**SUPPLIED MATERIAL:**
◇ ◇ ◇ ◇ ◇

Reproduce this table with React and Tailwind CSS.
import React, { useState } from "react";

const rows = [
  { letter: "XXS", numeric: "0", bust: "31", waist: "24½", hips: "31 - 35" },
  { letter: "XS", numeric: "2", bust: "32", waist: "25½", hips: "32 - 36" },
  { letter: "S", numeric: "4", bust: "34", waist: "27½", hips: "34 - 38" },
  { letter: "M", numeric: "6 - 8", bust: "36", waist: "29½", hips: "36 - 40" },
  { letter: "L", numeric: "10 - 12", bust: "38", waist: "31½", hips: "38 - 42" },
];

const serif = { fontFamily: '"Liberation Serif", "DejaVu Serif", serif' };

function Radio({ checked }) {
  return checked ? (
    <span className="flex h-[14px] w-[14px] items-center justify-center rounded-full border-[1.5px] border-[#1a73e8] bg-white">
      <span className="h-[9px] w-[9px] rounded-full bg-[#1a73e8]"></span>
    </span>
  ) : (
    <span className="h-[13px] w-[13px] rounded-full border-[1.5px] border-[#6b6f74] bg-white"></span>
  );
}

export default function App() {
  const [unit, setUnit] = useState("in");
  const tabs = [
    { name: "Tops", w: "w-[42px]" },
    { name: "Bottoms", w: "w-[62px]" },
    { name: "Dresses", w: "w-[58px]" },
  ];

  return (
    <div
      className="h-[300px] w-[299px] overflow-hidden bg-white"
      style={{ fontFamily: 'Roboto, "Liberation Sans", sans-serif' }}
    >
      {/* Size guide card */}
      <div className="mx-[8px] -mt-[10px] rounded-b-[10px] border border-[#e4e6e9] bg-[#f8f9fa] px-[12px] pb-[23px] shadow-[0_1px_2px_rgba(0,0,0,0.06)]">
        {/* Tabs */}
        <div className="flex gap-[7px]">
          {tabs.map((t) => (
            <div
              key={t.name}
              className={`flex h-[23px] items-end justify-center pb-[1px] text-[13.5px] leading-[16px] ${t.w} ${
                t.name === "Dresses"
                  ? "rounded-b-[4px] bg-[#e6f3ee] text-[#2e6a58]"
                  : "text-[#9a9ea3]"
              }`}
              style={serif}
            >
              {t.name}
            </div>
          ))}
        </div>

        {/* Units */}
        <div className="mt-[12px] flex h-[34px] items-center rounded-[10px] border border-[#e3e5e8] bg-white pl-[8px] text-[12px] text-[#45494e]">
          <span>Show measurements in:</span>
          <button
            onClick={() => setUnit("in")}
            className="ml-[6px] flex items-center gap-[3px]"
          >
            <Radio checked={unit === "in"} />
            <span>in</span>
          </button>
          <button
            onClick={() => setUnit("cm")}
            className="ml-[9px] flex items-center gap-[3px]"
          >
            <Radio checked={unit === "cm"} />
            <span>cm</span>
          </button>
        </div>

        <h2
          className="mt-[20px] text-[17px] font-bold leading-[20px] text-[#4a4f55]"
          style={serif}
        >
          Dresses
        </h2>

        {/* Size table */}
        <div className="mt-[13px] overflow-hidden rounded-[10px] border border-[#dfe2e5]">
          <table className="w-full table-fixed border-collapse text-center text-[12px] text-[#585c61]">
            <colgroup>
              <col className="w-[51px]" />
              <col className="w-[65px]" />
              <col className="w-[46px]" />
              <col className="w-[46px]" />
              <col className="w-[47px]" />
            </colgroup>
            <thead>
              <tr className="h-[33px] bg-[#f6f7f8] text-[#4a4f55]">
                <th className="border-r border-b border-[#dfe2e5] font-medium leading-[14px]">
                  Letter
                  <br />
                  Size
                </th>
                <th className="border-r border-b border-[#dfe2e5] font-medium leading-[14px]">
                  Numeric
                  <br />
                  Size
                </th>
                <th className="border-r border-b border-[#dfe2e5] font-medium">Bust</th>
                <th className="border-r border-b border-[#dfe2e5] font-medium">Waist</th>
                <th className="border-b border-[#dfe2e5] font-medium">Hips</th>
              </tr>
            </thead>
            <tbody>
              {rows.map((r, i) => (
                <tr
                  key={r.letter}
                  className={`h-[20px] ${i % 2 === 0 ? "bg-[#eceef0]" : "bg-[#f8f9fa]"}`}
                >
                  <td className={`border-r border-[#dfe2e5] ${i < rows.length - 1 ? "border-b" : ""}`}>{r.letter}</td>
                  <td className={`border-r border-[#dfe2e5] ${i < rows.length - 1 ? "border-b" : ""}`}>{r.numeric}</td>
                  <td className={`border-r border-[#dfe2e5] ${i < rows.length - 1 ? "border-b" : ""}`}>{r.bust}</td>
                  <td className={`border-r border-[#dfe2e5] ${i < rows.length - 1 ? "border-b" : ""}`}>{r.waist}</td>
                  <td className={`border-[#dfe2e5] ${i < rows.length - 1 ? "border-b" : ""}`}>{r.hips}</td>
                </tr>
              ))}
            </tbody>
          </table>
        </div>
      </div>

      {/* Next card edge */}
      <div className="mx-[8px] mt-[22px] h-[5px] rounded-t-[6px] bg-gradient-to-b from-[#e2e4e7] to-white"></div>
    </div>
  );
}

◇ ◇ ◇ ◇ ◇

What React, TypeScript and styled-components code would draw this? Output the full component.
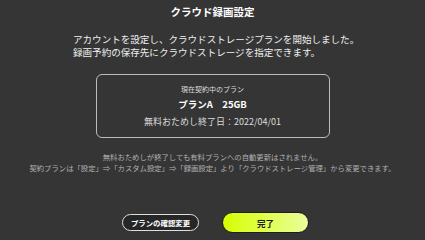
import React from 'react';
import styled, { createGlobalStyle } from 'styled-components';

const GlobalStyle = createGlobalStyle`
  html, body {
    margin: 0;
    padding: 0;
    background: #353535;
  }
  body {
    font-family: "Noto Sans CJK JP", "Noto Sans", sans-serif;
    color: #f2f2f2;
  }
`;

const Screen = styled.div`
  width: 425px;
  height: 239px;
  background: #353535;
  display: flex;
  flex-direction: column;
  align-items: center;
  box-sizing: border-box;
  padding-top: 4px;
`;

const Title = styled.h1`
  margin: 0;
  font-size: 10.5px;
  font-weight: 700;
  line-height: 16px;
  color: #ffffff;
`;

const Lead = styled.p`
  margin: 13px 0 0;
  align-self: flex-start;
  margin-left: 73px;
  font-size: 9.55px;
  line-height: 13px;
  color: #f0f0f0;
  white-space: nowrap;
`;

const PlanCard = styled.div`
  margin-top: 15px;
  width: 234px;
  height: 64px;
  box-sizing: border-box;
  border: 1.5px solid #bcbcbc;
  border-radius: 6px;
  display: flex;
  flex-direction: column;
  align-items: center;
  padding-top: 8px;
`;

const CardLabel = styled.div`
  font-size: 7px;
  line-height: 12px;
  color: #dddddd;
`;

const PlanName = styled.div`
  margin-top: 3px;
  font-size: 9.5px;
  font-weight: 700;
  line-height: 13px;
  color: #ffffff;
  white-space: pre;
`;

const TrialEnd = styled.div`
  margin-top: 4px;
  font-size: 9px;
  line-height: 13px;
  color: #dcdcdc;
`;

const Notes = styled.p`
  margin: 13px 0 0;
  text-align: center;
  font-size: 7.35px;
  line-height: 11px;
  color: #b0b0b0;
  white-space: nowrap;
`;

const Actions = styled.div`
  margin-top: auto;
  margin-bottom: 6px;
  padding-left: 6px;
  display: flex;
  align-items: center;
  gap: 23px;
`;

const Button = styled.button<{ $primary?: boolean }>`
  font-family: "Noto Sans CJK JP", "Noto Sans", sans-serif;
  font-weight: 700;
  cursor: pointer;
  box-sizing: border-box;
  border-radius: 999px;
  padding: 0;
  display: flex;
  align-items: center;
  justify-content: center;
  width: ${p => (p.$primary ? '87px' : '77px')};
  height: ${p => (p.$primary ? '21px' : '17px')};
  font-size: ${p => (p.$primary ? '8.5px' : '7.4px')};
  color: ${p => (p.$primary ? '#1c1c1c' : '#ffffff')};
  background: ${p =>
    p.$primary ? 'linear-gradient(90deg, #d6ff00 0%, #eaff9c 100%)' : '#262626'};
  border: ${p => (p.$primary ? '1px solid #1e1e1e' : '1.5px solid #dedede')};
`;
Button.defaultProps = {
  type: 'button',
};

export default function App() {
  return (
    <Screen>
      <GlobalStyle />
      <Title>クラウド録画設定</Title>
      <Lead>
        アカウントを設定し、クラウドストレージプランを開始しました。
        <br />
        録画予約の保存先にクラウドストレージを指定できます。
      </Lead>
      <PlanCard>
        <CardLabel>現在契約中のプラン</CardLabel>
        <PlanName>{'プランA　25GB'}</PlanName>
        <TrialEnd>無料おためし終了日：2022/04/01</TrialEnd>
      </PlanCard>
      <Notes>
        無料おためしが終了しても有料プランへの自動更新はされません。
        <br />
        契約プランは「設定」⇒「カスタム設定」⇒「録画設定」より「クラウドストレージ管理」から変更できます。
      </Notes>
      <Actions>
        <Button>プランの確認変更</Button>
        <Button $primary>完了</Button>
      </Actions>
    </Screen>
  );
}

◇ ◇ ◇ ◇ ◇

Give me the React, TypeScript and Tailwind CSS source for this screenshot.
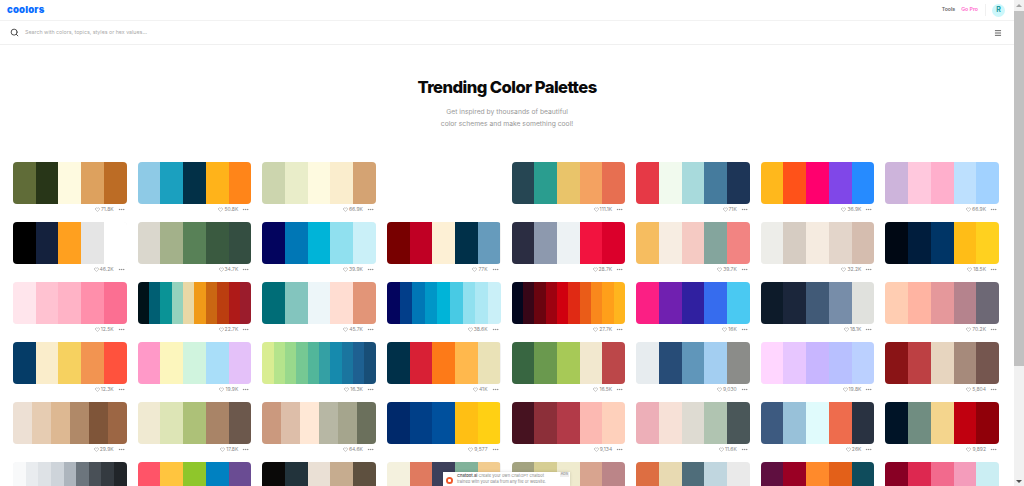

◇ ◇ ◇ ◇ ◇

**TO BE DONE:** Work out how many lines of the data above hold the word "TypeScript", and write only the count.

**ANSWER TO THE PROBLEM:** 2